__REQUIREMENTS__:
Count every line below that contains "React", then state the total with no other output.

__SOURCE MATERIAL__:
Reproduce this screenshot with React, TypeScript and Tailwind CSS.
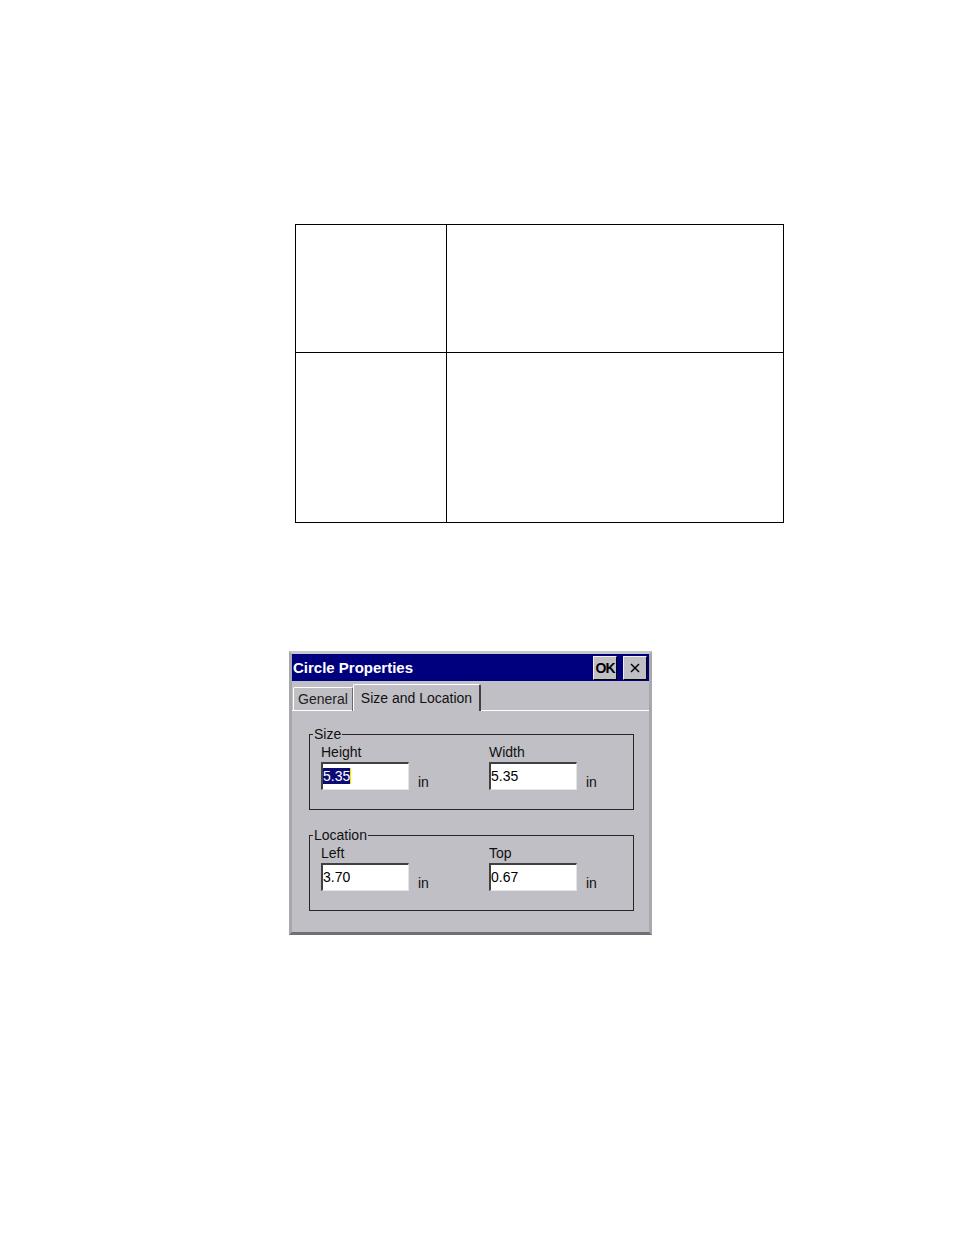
import React from "react";

const ui = "font-['Liberation_Sans',Arial,sans-serif]";

function Field({
  label,
  value,
  selected,
}: {
  label: string;
  value: string;
  selected?: boolean;
}) {
  return (
    <div className="flex flex-col">
      <span className="h-[16px] text-[14px] leading-[16px] text-[#111]">{label}</span>
      <div className="mt-[2px] flex items-end">
        <div className="h-[28px] w-[88px] border-t-2 border-l-2 border-r border-b border-t-[#404040] border-l-[#404040] border-r-[#e4e4e4] border-b-[#e4e4e4] bg-white">
          {selected ? (
            <span className="border-r border-r-[#e8e800] bg-[#0b0b73] text-[14px] leading-[16px] text-white">
              {value}
            </span>
          ) : (
            <span className="text-[14px] leading-[16px] text-black">{value}</span>
          )}
        </div>
        <span className="ml-[9px] text-[14px] leading-[16px] text-[#111]">in</span>
      </div>
    </div>
  );
}

function Group({ title, children }: { title: string; children: React.ReactNode }) {
  return (
    <fieldset className="mx-[1px] border border-[#262626] pl-[3px] pb-[19px]">
      <legend className="px-[1px] text-[14px] leading-[16px] text-[#111]">{title}</legend>
      <div className="grid grid-cols-[168px_1fr] pl-[8px] pt-[2px]">{children}</div>
    </fieldset>
  );
}

function TitleButton({ children }: { children: React.ReactNode }) {
  return (
    <div className="flex h-[24px] w-[24px] items-center justify-center border border-t-[#f0f0f0] border-l-[#f0f0f0] border-r-black border-b-black bg-[#c0bfc5] text-black">
      {children}
    </div>
  );
}

export default function App() {
  return (
    <div className={`min-h-[1235px] w-[954px] bg-white ${ui}`}>
      <div className="h-[224px]" />

      {/* empty table */}
      <div className="ml-[295px] grid h-[299px] w-[489px] grid-cols-[151px_1fr] grid-rows-[128px_1fr] border border-black">
        <div className="border-r border-b border-black" />
        <div className="border-b border-black" />
        <div className="border-r border-black" />
        <div />
      </div>

      <div className="h-[128px]" />

      {/* dialog */}
      <div className="ml-[289px] flex h-[284px] w-[363px] flex-col border-[3px] border-t-[#c8c8cc] border-l-[#a8a8ac] border-r-[#a8a8ac] border-b-[#707070] bg-[#c0bfc5]">
        <div className="flex h-[27px] items-center justify-between bg-[#00007f] pl-[1px] pr-[2px]">
          <span className="text-[15px] font-bold leading-none text-white">Circle Properties</span>
          <div className="flex gap-[6px]">
            <TitleButton>
              <span className="text-[14px] font-bold leading-none tracking-[-1px]">OK</span>
            </TitleButton>
            <TitleButton>
              <svg width="12" height="12" viewBox="0 0 12 12" stroke="black" strokeWidth="1.4">
                <line x1="2" y1="2" x2="10" y2="10" />
                <line x1="10" y1="2" x2="2" y2="10" />
              </svg>
            </TitleButton>
          </div>
        </div>

        {/* tabs */}
        <div className="mt-[3px] flex items-end border-b border-b-white pl-[1px]">
          <div className="mb-[-1px] flex h-[24px] items-center rounded-t-[2px] border-t border-l border-r border-t-white border-l-white border-r-[#6a6a6a] px-[4px] text-[14px] text-[#222]">
            General
          </div>
          <div className="mb-[-1px] flex h-[27px] items-center rounded-t-[2px] border-t border-l border-r-2 border-t-white border-l-white border-r-[#404040] bg-[#c0bfc5] px-[7px] text-[14px] text-[#111]">
            Size and Location
          </div>
        </div>

        <div className="flex flex-col gap-[17px] pl-[16px] pr-[14px] pt-[15px]">
          <Group title="Size">
            <Field label="Height" value="5.35" selected />
            <Field label="Width" value="5.35" />
          </Group>
          <Group title="Location">
            <Field label="Left" value="3.70" />
            <Field label="Top" value="0.67" />
          </Group>
        </div>
      </div>
    </div>
  );
}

__EXPECTED ANSWER__:
4